With nearly a decade of hindsight, you can easily make the case that Jerry “Turtle” Ferrara has had the best acting career post-Entourage. He’s worked the most consistently in projects people have actually seen, and been in some major movies. Adrian Grenier never became Vincent Chase and never seemed to want to (he’s mostly been reduced to direct-to-video movies), Kevin Connelly was never anything more than a sidekick, and Kevin Dillon’s career mimics Johnny Drama’s struggles so closely that you have to laugh about it. The biggest success story during the show’s run, Jeremy Piven, has been quietly shunned by Hollywood after having his own #MeToo issues that never really went anywhere. Even the show’s creator, Doug Ellin, has done virtually nothing since the movie in 2015. I do wonder why that is. HBO is a very loyal company.
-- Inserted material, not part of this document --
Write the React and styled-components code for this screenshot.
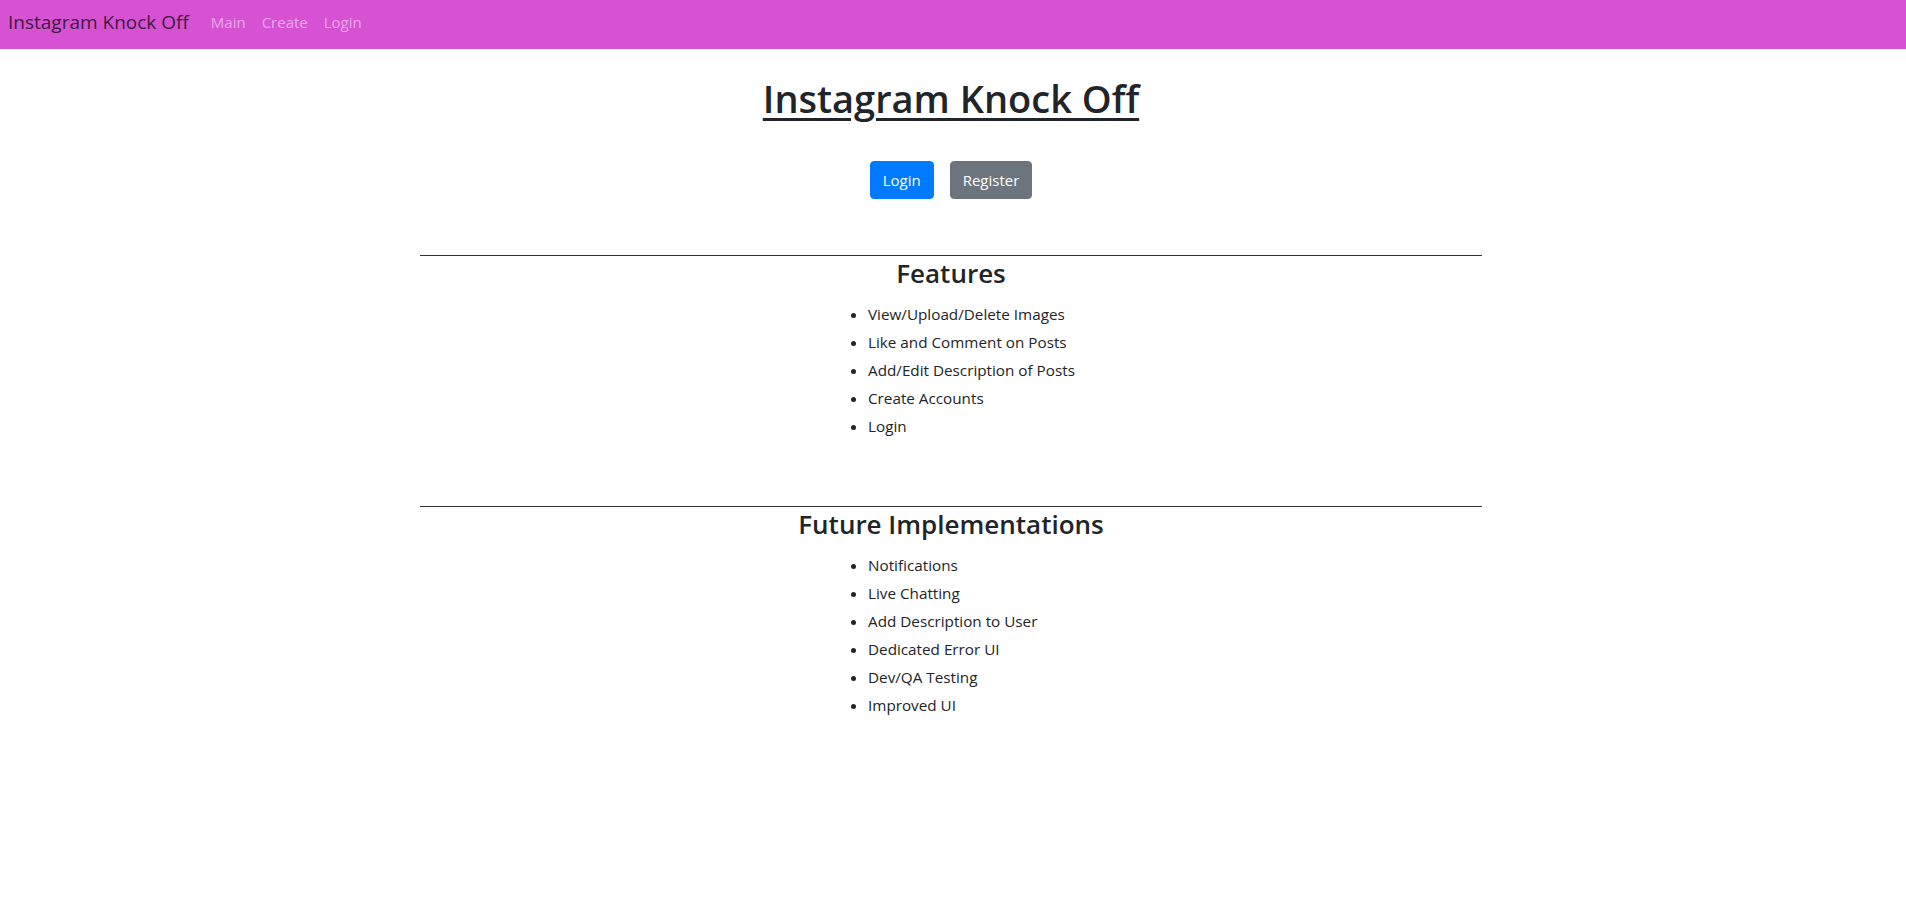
import React from "react";
import styled, { createGlobalStyle } from "styled-components";

const GlobalStyle = createGlobalStyle`
  html, body { margin: 0; padding: 0; background: #fff; }
  body {
    font-family: "Open Sans", "Noto Sans", "Liberation Sans", sans-serif;
    color: #212529;
    font-size: 16px;
    line-height: 1.5;
  }
  * { box-sizing: border-box; }
`;

const NavBar = styled.nav`
  height: 49px;
  background: #d652d3;
  display: flex;
  align-items: center;
  padding: 0 8px 5px;
`;

const Brand = styled.a`
  font-size: 19px;
  color: #40193f;
  text-decoration: none;
  margin-right: 14px;
  white-space: nowrap;
`;

const NavLink = styled.a`
  font-size: 15px;
  color: #eba8e9;
  text-decoration: none;
  padding: 0 8px;
`;

const Main = styled.main`
  display: flex;
  flex-direction: column;
  align-items: center;
  padding-right: 4px;
`;

const Title = styled.h1`
  font-size: 38px;
  font-weight: 600;
  line-height: 48px;
  text-decoration: underline;
  text-underline-offset: 5px;
  text-decoration-thickness: 3px;
  margin: 25px 0 0;
`;

const ButtonRow = styled.div`
  display: flex;
  gap: 16px;
  margin-top: 39px;
`;

const Button = styled.button`
  font-family: inherit;
  font-size: 15px;
  line-height: 24px;
  height: 38px;
  padding: 6px 12px;
  border: 1px solid ${(p) => p.$bg};
  border-radius: 4px;
  background: ${(p) => p.$bg};
  color: #fff;
  cursor: pointer;
`;

const Section = styled.section`
  width: 1062px;
  border-top: 1.5px solid #333;
  display: flex;
  flex-direction: column;
  align-items: center;
  margin-top: ${(p) => p.$top}px;
`;

const SectionTitle = styled.h3`
  font-size: 26px;
  font-weight: 600;
  line-height: 34px;
  margin: 0 0 10px;
`;

const List = styled.ul`
  width: 246px;
  margin: 0;
  padding-left: 40px;
  white-space: nowrap;
`;

const Item = styled.li`
  font-size: 15.25px;
  line-height: 28px;
`;

const features = [
  "View/Upload/Delete Images",
  "Like and Comment on Posts",
  "Add/Edit Description of Posts",
  "Create Accounts",
  "Login",
];

const future = [
  "Notifications",
  "Live Chatting",
  "Add Description to User",
  "Dedicated Error UI",
  "Dev/QA Testing",
  "Improved UI",
];

export default function App() {
  return (
    <>
      <GlobalStyle />
      <NavBar>
        <Brand href="#">Instagram Knock Off</Brand>
        <NavLink href="#">Main</NavLink>
        <NavLink href="#">Create</NavLink>
        <NavLink href="#">Login</NavLink>
      </NavBar>
      <Main>
        <Title>Instagram Knock Off</Title>
        <ButtonRow>
          <Button $bg="#007bff">Login</Button>
          <Button $bg="#6c757d">Register</Button>
        </ButtonRow>
        <Section $top={56}>
          <SectionTitle>Features</SectionTitle>
          <List>
            {features.map((f) => (
              <Item key={f}>{f}</Item>
            ))}
          </List>
        </Section>
        <Section $top={66}>
          <SectionTitle>Future Implementations</SectionTitle>
          <List>
            {future.map((f) => (
              <Item key={f}>{f}</Item>
            ))}
          </List>
        </Section>
      </Main>
    </>
  );
}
Almost anyone who creates a hit show for them gets another show made there, and he never did.

From the Entourage crew’s perspective, as I detailed earlier, director Mark Mylod easily wins that contest. He’s about to direct several episodes of the Harry Potter reboot HBO is doing for TV, which is going to be huge.

Could This Show Exist Today?

This is tough to answer, and that’s because celebrity itself is an entirely different animal in 2025 then it was 20 years ago. Young people now in the age range that watched Entourage back then don’t really look up to famous actors anymore. Instead, they worship the people they follow and subscribe to every day on YouTube, Instagram or TikTok. I’ve made it clear in the past what I think of that kind of fame, but there’s no changing it. In order to do Entourage now, it would have to be about some big social media celebrity and the people who live in a big rented mansion with them, and that’s not something I’m interested in at all. You’d be following what these people do to stay relevant, how they use modern tech from day-to-day, how they compete for corporate sponsors, the trouble they might get in for livestreaming some of their hijinks, and all that shit. No, thanks.

One of the things I liked best about Entourage rewatching it now is that the characters weren’t on smartphones all day and social media barely existed (there’s literally one reference to early Facebook in one episode). The world was better and more interesting without it. It’s not a coincidence that most of our best filmmakers choose stories not set in modern times…because they don’t want to deal with or even acknowledge all this shit. But I’m on a tangent again. I’m pleased to say that, for the most part, Entourage holds up really well, so long as you aren’t cursed with the modern mindset that nothing is funny if the joke comes at someone else’s expense.